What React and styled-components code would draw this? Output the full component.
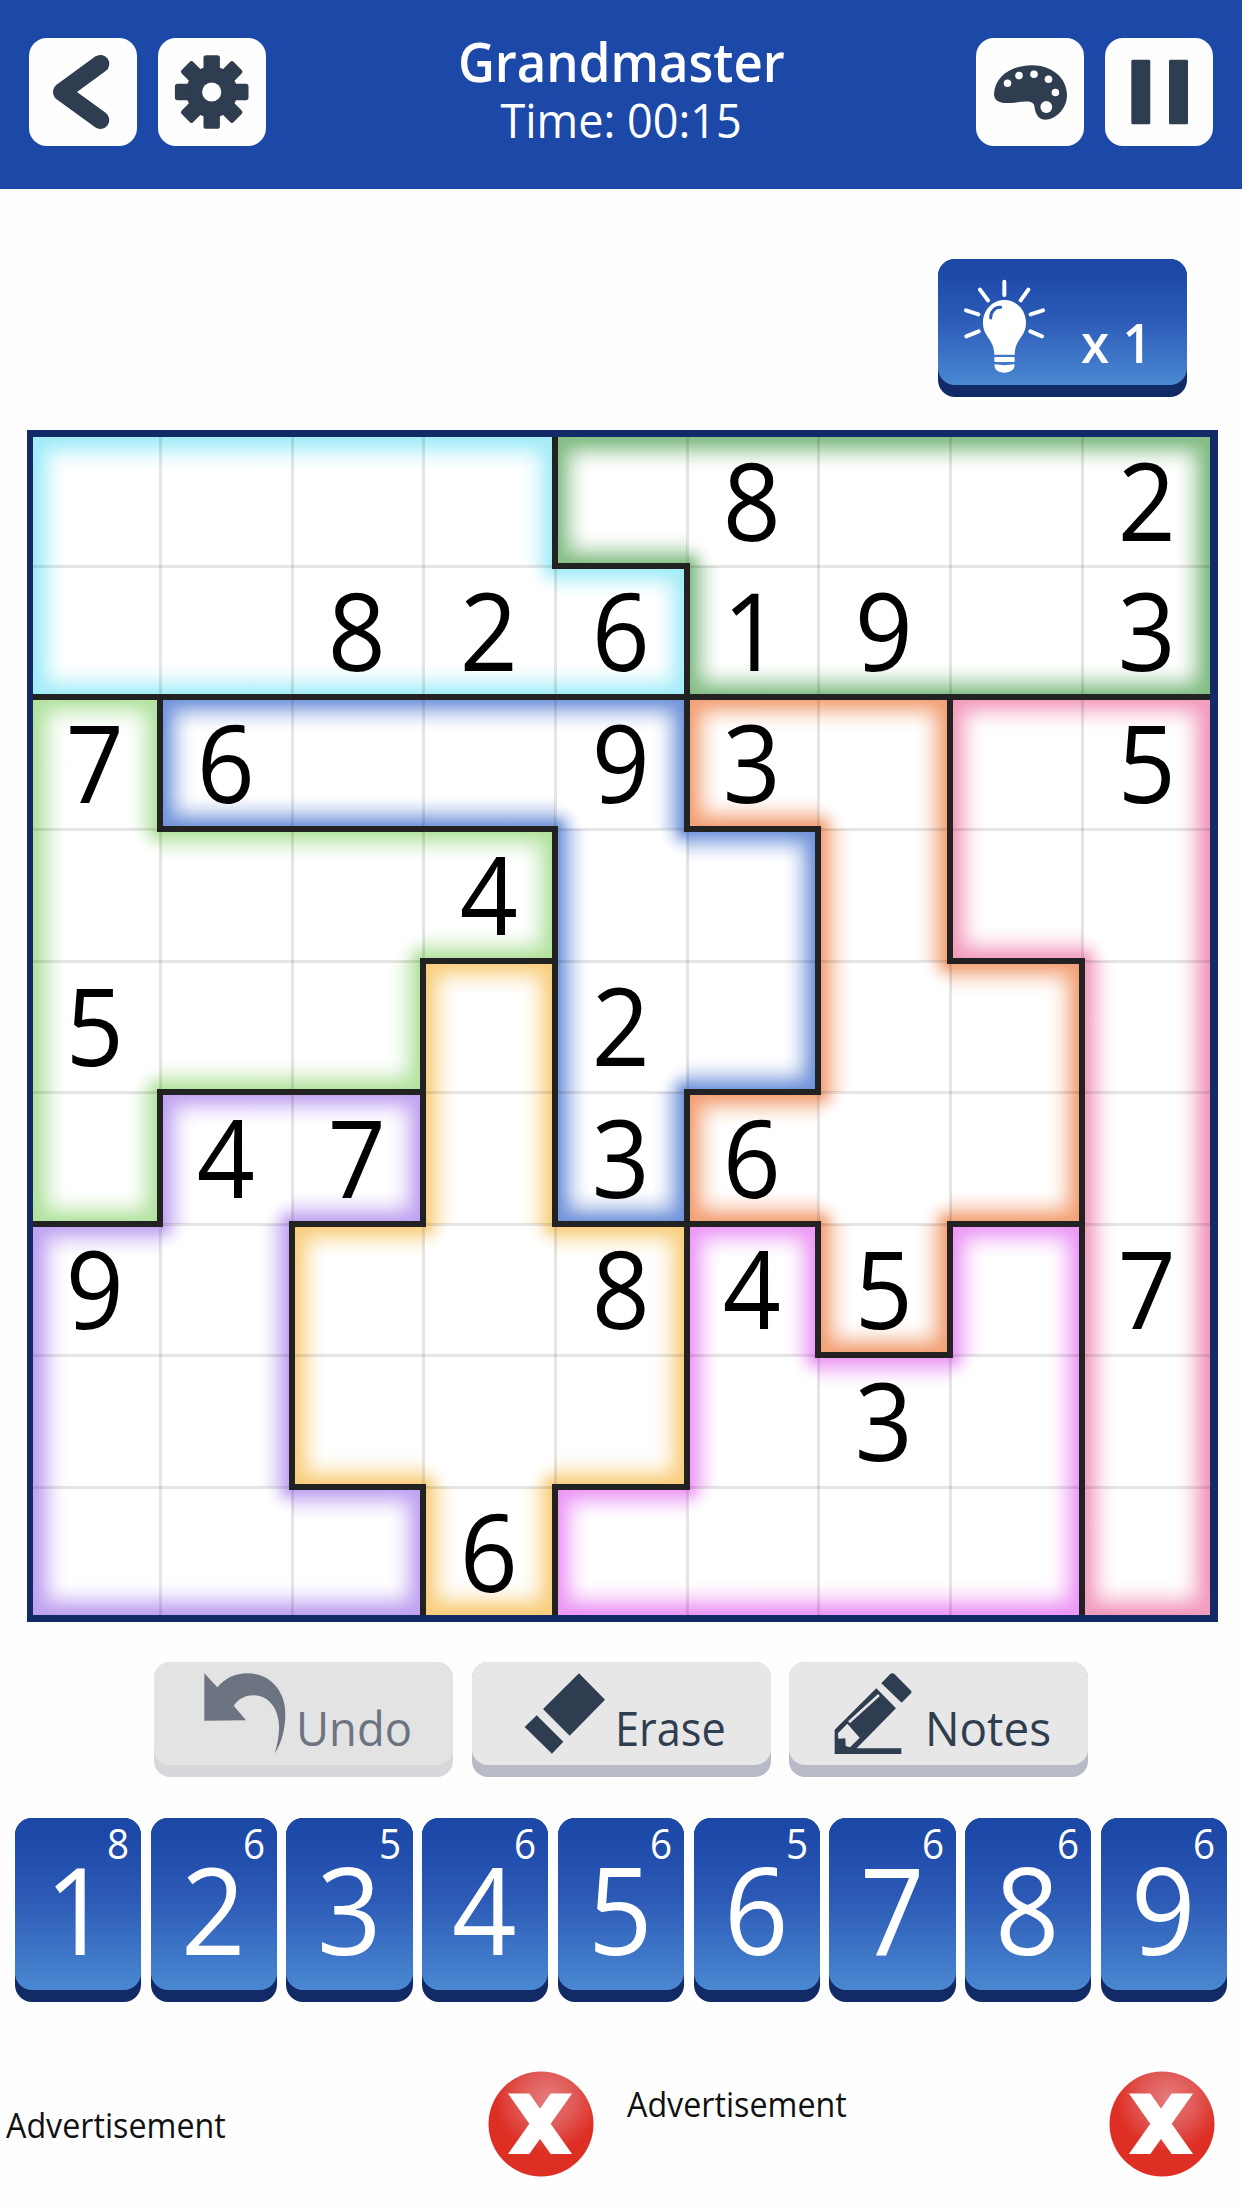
import React from "react";
import styled, { createGlobalStyle, css } from "styled-components";

const NAVY = "#122a66";
const BLUE = "#1c48a8";
const SLATE = "#2f3d50";
const FONT = '"Open Sans", "Noto Sans", sans-serif';

const GlobalStyle = createGlobalStyle`
  *, *::before, *::after { box-sizing: border-box; }
  body { margin: 0; background: #fff; }
`;

const Screen = styled.div`
  width: 1242px;
  height: 2208px;
  overflow: hidden;
  display: flex;
  flex-direction: column;
  background: #fefefe;
  font-family: ${FONT};
`;

/* ---------- header ---------- */

const Header = styled.header`
  height: 188.5px;
  flex: none;
  padding: 38px 29px 0 29px;
  display: flex;
  justify-content: space-between;
  align-items: flex-start;
  background: ${BLUE};
`;

const ButtonPair = styled.div`
  display: flex;
  gap: 21px;
`;

const IconButton = styled.button`
  width: 108px;
  height: 108px;
  padding: 0;
  border: 0;
  border-radius: 18px;
  background: #fefefe;
  color: ${SLATE};
  svg { display: block; }
`;

const TitleBlock = styled.div`
  display: flex;
  flex-direction: column;
  align-items: center;
  color: #fff;
  white-space: nowrap;
`;

const Title = styled.h1`
  margin: -8px 0 0;
  font-size: 54px;
  line-height: 62px;
  font-weight: 600;
  transform: scaleX(0.943);
`;

const Timer = styled.div`
  font-size: 47px;
  line-height: 56px;
  transform: scaleX(0.957);
`;

/* ---------- hint ---------- */

const HintRow = styled.div`
  flex: none;
  height: 241.5px;
  padding: 70px 55px 0;
  display: flex;
  justify-content: flex-end;
  align-items: flex-start;
`;

const HintButton = styled.button`
  width: 249px;
  height: 138px;
  padding: 0 0 11.5px;
  border: 0;
  border-radius: 17px;
  background: ${NAVY};
  font-family: inherit;
`;

const HintFace = styled.span`
  width: 100%;
  height: 100%;
  padding: 20px 0 0 25px;
  display: flex;
  align-items: flex-start;
  border-radius: 17px;
  background: linear-gradient(${BLUE} 10%, #2d5db8 50%, #4a88d2);
  color: #fff;
`;

const HintCount = styled.span`
  margin: 33px 0 0 34px;
  font-size: 54px;
  line-height: 60px;
  font-weight: 600;
  transform: scaleX(0.95);
  transform-origin: left;
`;

/* ---------- board ---------- */

const Board = styled.main`
  flex: none;
  width: 1191px;
  height: 1192px;
  margin-left: 27px;
  border: solid ${NAVY};
  border-width: 7px 8px 7px 6px;
  display: grid;
  grid-template-columns: 127px 132px 131px 132px 132px 131px 132px 132px 128px;
  grid-template-rows: 129px 131px 132px 132px 131px 132px 131px 132px 128px;
  background: #fff;
`;

const GLOW = 35;
const CORNER_GLOW = 28;
const STOPS = [
  [0, "ff"],
  [0.12, "e8"],
  [0.27, "b2"],
  [0.43, "74"],
  [0.6, "3c"],
  [0.8, "13"],
  [1, "00"],
];
const fade = (color, reach) =>
  STOPS.map(([at, alpha]) => `${color}${alpha} ${(at * reach).toFixed(1)}px`).join(", ");
const solid = (color) => `linear-gradient(${color}, ${color})`;

const EDGE = {
  top: ["to bottom", (n) => `0 0 / 100% ${n}px`],
  bottom: ["to top", (n) => `0 100% / 100% ${n}px`],
  left: ["to right", (n) => `0 0 / ${n}px 100%`],
  right: ["to left", (n) => `100% 0 / ${n}px 100%`],
};

function paintCell({ $color, $walls, $rims, $inner, $corners }) {
  const layers = [];
  $corners.forEach(([y, x]) => layers.push(`${solid("#222")} ${x} ${y} / 3px 3px`));
  $walls.forEach((side) => layers.push(`${solid("#222")} ${EDGE[side][1](3)}`));
  $inner.forEach((side) => {
    const n = side === "left" || side === "top" ? 2 : 1;
    layers.push(`${solid("rgba(0,0,0,0.1)")} ${EDGE[side][1](n)}`);
  });
  [...$walls, ...$rims].forEach((side) => {
    layers.push(`linear-gradient(${EDGE[side][0]}, ${fade($color, GLOW)}) ${EDGE[side][1](GLOW)}`);
  });
  $corners.forEach(([y, x]) => {
    layers.push(
      `radial-gradient(circle at ${x} ${y}, ${fade($color, CORNER_GLOW)}) ${x} ${y} / ${GLOW}px ${GLOW}px`
    );
  });
  if (!layers.length) return "";
  return css`
    background: ${layers.map((l) => `${l} no-repeat`).join(", ")};
  `;
}

const Cell = styled.div`
  display: flex;
  align-items: center;
  justify-content: center;
  padding: 0 ${(p) => (p.$col === 0 ? 4 : 1)}px ${(p) => (p.$row === 8 ? 0 : 3)}px ${(p) => (p.$col === 8 ? 3 : 0)}px;
  ${paintCell}
`;

const CellDigit = styled.span`
  font-size: 108px;
  line-height: 1;
  color: #000;
  transform: scaleX(0.94);
`;

const COLORS = {
  A: "#a2ecf8",
  B: "#84bd86",
  C: "#b2e29f",
  D: "#7093da",
  E: "#f2a074",
  P: "#f29bbd",
  Y: "#f8ce7c",
  V: "#bfa2f1",
  M: "#ec97f5",
};

const REGIONS = [
  "AAAABBBBB",
  "AAAAABBBB",
  "CDDDDEEPP",
  "CCCCDDEPP",
  "CCCYDDEEP",
  "CVVYDEEEP",
  "VVYYYMEMP",
  "VVYYYMMMP",
  "VVVYMMMMP",
];

const GIVENS = [
  ".....8..2",
  "..82619.3",
  "76..93..5",
  "...4.....",
  "5...2....",
  ".47.36...",
  "9...845.7",
  "......3..",
  "...6.....",
];

const STEPS = { top: [-1, 0], bottom: [1, 0], left: [0, -1], right: [0, 1] };
const regionAt = (r, c) => (REGIONS[r] ? REGIONS[r][c] : undefined);

const CELLS = REGIONS.flatMap((line, r) =>
  [...line].map((region, c) => {
    const cell = { r, c, region, walls: [], rims: [], inner: [], corners: [] };
    Object.entries(STEPS).forEach(([side, [dr, dc]]) => {
      const other = regionAt(r + dr, c + dc);
      if (other === undefined) cell.rims.push(side);
      else if (other === region) cell.inner.push(side);
      else cell.walls.push(side);
    });
    ["top", "bottom"].forEach((y) =>
      ["left", "right"].forEach((x) => {
        if (
          cell.inner.includes(y) &&
          cell.inner.includes(x) &&
          regionAt(r + STEPS[y][0], c + STEPS[x][1]) !== region
        ) {
          cell.corners.push([y, x]);
        }
      })
    );
    return cell;
  })
);

/* ---------- tools ---------- */

const Tools = styled.div`
  flex: none;
  margin-top: 40px;
  display: flex;
  justify-content: center;
  gap: 18.4px;
`;

const ToolButton = styled.button`
  width: 299px;
  height: 115px;
  padding: 0 0 12.5px;
  border: 0;
  border-radius: 16px;
  background: ${(p) => (p.$off ? "#d7d8db" : "#b8bbc7")};
  color: ${(p) => (p.$off ? "#6b7480" : SLATE)};
  font-family: inherit;
`;

const ToolFace = styled.span`
  width: 100%;
  height: 100%;
  padding: 10.5px 0 0 ${(p) => p.$indent}px;
  display: flex;
  align-items: flex-start;
  border-radius: 16px;
  background: ${(p) => (p.$off ? "#e3e3e3" : "#e7e7e7")};
`;

const ToolLabel = styled.span`
  margin: 25px 0 0 ${(p) => p.$gap}px;
  font-size: 47.5px;
  line-height: 60px;
  transform: scaleX(${(p) => p.$squeeze});
  transform-origin: left;
`;

/* ---------- number pad ---------- */

const Pad = styled.div`
  flex: none;
  margin-top: 41px;
  padding: 0 15px;
  display: grid;
  grid-template-columns: repeat(9, 1fr);
  gap: 9.6px;
`;

const Key = styled.button`
  height: 184px;
  padding: 0 0 12.5px;
  border: 0;
  border-radius: 17px;
  background: ${NAVY};
  font-family: inherit;
`;

const KeyFace = styled.span`
  height: 100%;
  display: flex;
  flex-direction: column;
  align-items: center;
  border-radius: 17px;
  background: linear-gradient(${BLUE} 8%, #2b59b5 45%, #4a88d2);
  color: #fff;
`;

const Remaining = styled.span`
  align-self: flex-end;
  margin: 1px 11px 0 0;
  font-size: 42px;
  line-height: 48px;
  transform: scaleX(0.92);
`;

const KeyDigit = styled.span`
  margin: 2px 1px 0 0;
  font-size: 120px;
  line-height: 80px;
  transform: scaleX(0.94);
`;

const REMAINING = [8, 6, 5, 6, 6, 5, 6, 6, 6];

/* ---------- advertisement strip ---------- */

const AdStrip = styled.footer`
  flex: 1;
  display: grid;
  grid-template-columns: 621px 621px;
`;

const AdSlot = styled.section`
  padding: 69px 27px 0 6px;
  display: flex;
  justify-content: space-between;
  align-items: flex-start;
`;

const AdLabel = styled.span`
  margin-top: ${(p) => p.$drop}px;
  font-size: 34px;
  line-height: 40px;
  color: #111;
  transform: scaleX(0.948);
  transform-origin: left;
`;

/* ---------- icons ---------- */

const BackIcon = () => (
  <svg width="108" height="108" viewBox="29 38 108 108" aria-hidden="true">
    <path d="M100.4 63.8 61.8 92l38.6 28" fill="none" stroke="currentColor" strokeWidth="17.8" strokeLinecap="round" strokeLinejoin="round" />
  </svg>
);

const GearIcon = () => (
  <svg width="108" height="108" viewBox="-53.7 -54 108 108" aria-hidden="true" fill="currentColor">
    {[0, 45, 90, 135].map((a) => (
      <rect key={a} x="-8.2" y="-36.8" width="16.4" height="73.6" rx="2.6" transform={`rotate(${a})`} />
    ))}
    <circle r="25.6" />
    <circle r="9.6" fill="#fefefe" />
  </svg>
);

const PaletteIcon = () => (
  <svg width="108" height="108" viewBox="976 38 108 108" aria-hidden="true">
    <path
      fill="currentColor"
      d="M994 94C995 76 1012 65.2 1032 65.2c20 0 35 12.8 35 29.8 0 15-13 25-22 24.7-8-.5-10-8-10.5-13.2-.5-3.5-3-5-8-5-7 0-15 2-22 1.5-7-.6-10.5-4-10.5-9z"
    />
    <g fill="#fefefe">
      <circle cx="1007.5" cy="83.2" r="3.8" />
      <circle cx="1019" cy="75.6" r="3.8" />
      <circle cx="1034" cy="74.2" r="3.8" />
      <circle cx="1048.5" cy="79.2" r="3.8" />
      <circle cx="1055.4" cy="92.5" r="3.8" />
      <circle cx="1046.3" cy="107" r="5.9" />
    </g>
  </svg>
);

const PauseIcon = () => (
  <svg width="108" height="108" viewBox="1105 38 108 108" aria-hidden="true" fill="currentColor">
    <rect x="1131.3" y="59.8" width="19" height="64.4" rx="1.5" />
    <rect x="1169" y="59.8" width="19" height="64.4" rx="1.5" />
  </svg>
);

const BulbIcon = () => (
  <svg width="84" height="97" viewBox="190 118 252 291" aria-hidden="true">
    <path fill="#fff" d="M250 250c0-39 28-69 64-69s65 30 65 69c0 42-34 48-34 95h-61c0-47-34-53-34-95z" />
    <rect x="284" y="352" width="61" height="15" rx="3" fill="#fff" />
    <path fill="#fff" d="M285 374q30 5 59 0c3 17-14 25-30 25s-32-8-29-25z" />
    <path d="M273 235c-1-19 14-33 30-32" fill="none" stroke="#2c5ab5" strokeWidth="9" strokeLinecap="round" />
    <path
      d="M314 126v40M241 150l24 32M386 150l-23 32M199 212l37 12M430 212l-37 12M200 290l37-15M427 290l-35-15"
      fill="none"
      stroke="#fff"
      strokeWidth="12"
      strokeLinecap="round"
    />
  </svg>
);

const UndoIcon = () => (
  <svg width="82" height="82" viewBox="192 95 246 246" aria-hidden="true">
    <path
      fill="currentColor"
      d="M193 96l39 42c24-28 53-42 91-42 66 0 113 53 113 120 0 48-11 88-32 121 12-39 17-79 10-107-8-40-35-68-73-68-24 0-43 9-60 31l37 44-125 1z"
    />
  </svg>
);

const EraserIcon = () => (
  <svg width="82" height="82" viewBox="1151 95 246 246" aria-hidden="true" fill="currentColor">
    <path d="M1316 96l78 79-106 108-80-80zM1189 222l80 79-34 36-82-80z" />
  </svg>
);

const PencilIcon = () => (
  <svg width="82" height="82" viewBox="643 95 246 246" aria-hidden="true">
    <path fill="currentColor" d="M785 126l26-27q7-6 14 0l49 49q3 4 0 8l-28 28z" />
    <path fill="currentColor" d="M770 141l59 60-118 120h134v17H645v-73z" />
    <path fill="#e7e7e7" d="M683 247l37 42-29 29-13-4-1-23-21 1-1-16z" />
    <path d="M688 243l90-82" stroke="#e7e7e7" strokeWidth="8" />
  </svg>
);

const CloseIcon = ({ id }) => (
  <svg width="106" height="106" viewBox="0 0 106 106" role="img" aria-label="Close">
    <defs>
      <radialGradient id={id} cx="56%" cy="26%" r="50%">
        <stop offset="0" stopColor="#e47c7c" />
        <stop offset="0.55" stopColor="#e05753" />
        <stop offset="1" stopColor="#de2f24" />
      </radialGradient>
      <clipPath id={`${id}-clip`}>
        <rect x="12" y="22.5" width="80" height="60.5" />
      </clipPath>
    </defs>
    <circle cx="53" cy="53" r="52.5" fill={`url(#${id})`} />
    <g clipPath={`url(#${id}-clip)`} stroke="#fff" strokeWidth="17.5">
      <path d="M25 14.5 79 91M79 14.5 25 91" />
    </g>
  </svg>
);

export default function App() {
  return (
    <Screen>
      <GlobalStyle />
      <Header>
        <ButtonPair>
          <IconButton aria-label="Back"><BackIcon /></IconButton>
          <IconButton aria-label="Settings"><GearIcon /></IconButton>
        </ButtonPair>
        <TitleBlock>
          <Title>Grandmaster</Title>
          <Timer>Time: 00:15</Timer>
        </TitleBlock>
        <ButtonPair>
          <IconButton aria-label="Theme"><PaletteIcon /></IconButton>
          <IconButton aria-label="Pause"><PauseIcon /></IconButton>
        </ButtonPair>
      </Header>

      <HintRow>
        <HintButton>
          <HintFace>
            <BulbIcon />
            <HintCount>x 1</HintCount>
          </HintFace>
        </HintButton>
      </HintRow>

      <Board>
        {CELLS.map(({ r, c, region, walls, rims, inner, corners }) => (
          <Cell
            key={`${r}-${c}`}
            $row={r}
            $col={c}
            $color={COLORS[region]}
            $walls={walls}
            $rims={rims}
            $inner={inner}
            $corners={corners}
          >
            {GIVENS[r][c] === "." ? null : <CellDigit>{GIVENS[r][c]}</CellDigit>}
          </Cell>
        ))}
      </Board>

      <Tools>
        <ToolButton $off disabled>
          <ToolFace $off $indent={50}>
            <UndoIcon />
            <ToolLabel $gap={9.5} $squeeze={0.955}>Undo</ToolLabel>
          </ToolFace>
        </ToolButton>
        <ToolButton>
          <ToolFace $indent={52.5}>
            <EraserIcon />
            <ToolLabel $gap={9} $squeeze={0.912}>Erase</ToolLabel>
          </ToolFace>
        </ToolButton>
        <ToolButton>
          <ToolFace $indent={45.5}>
            <PencilIcon />
            <ToolLabel $gap={8.5} $squeeze={0.965}>Notes</ToolLabel>
          </ToolFace>
        </ToolButton>
      </Tools>

      <Pad>
        {REMAINING.map((left, i) => (
          <Key key={i}>
            <KeyFace>
              <Remaining>{left}</Remaining>
              <KeyDigit>{i + 1}</KeyDigit>
            </KeyFace>
          </Key>
        ))}
      </Pad>

      <AdStrip>
        <AdSlot>
          <AdLabel $drop={34}>Advertisement</AdLabel>
          <CloseIcon id="close-left" />
        </AdSlot>
        <AdSlot>
          <AdLabel $drop={13}>Advertisement</AdLabel>
          <CloseIcon id="close-right" />
        </AdSlot>
      </AdStrip>
    </Screen>
  );
}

* Exercise details
Filter the data for the string "components" and copy every line that has it.

* Answer below
What React and styled-components code would draw this? Output the full component.
import styled, { createGlobalStyle, css } from "styled-components";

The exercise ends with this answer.